Despite the fact that margin requirements can vary by site, Northern Ontario gas stations have (on average) a higher margin need due to higher transportation costs and lower average station throughput. Unless revenue from ancillary offerings makes up the difference, average marketing margins are likely to be higher in Northern Ontario to meet their higher fuel margin requirement. Figure 1 shows that the average marketing margin in Thunder Bay was 11.3 cents per litre in 2018, while Winnipeg’s was 5.4 cents per litre; this was partly a consequence of Winnipeg’s average site throughput being 35 percent higher than Thunder Bay.
Lastly, the pump price includes a tax component, and though most petroleum taxes are set at a fixed rate, pump prices in Ontario include the Harmonized Sales Tax (HST), which is calculated on a percentage basis and varies with price. Higher Northern Ontario wholesale prices and higher marketing margins translate to a higher amount of HST than what is included in Southern Ontario prices. In 2018, the average price per litre in Thunder Bay included an additional 1.7 cents per litre of HST when compared with Sarnia.

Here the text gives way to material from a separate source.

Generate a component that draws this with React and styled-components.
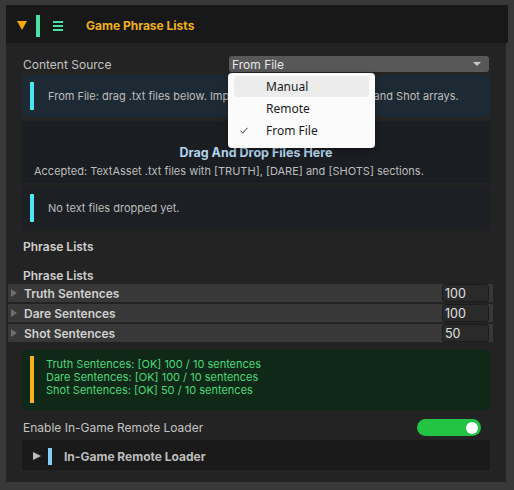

Northern Ontario gasoline prices are often higher than those in Southern Ontario, and it is common for those prices (particularly those in the region surrounding Thunder Bay) to move independently of prices in Southern Ontario. The reasons for this are varied: higher costs to transport products to Northern Ontario, lower average throughputs and higher distribution costs contributing to higher marketing margins, and the influence of Western wholesale markets. This unique combination of factors can help explain what may be viewed as anomalous pricing in Northern Ontario.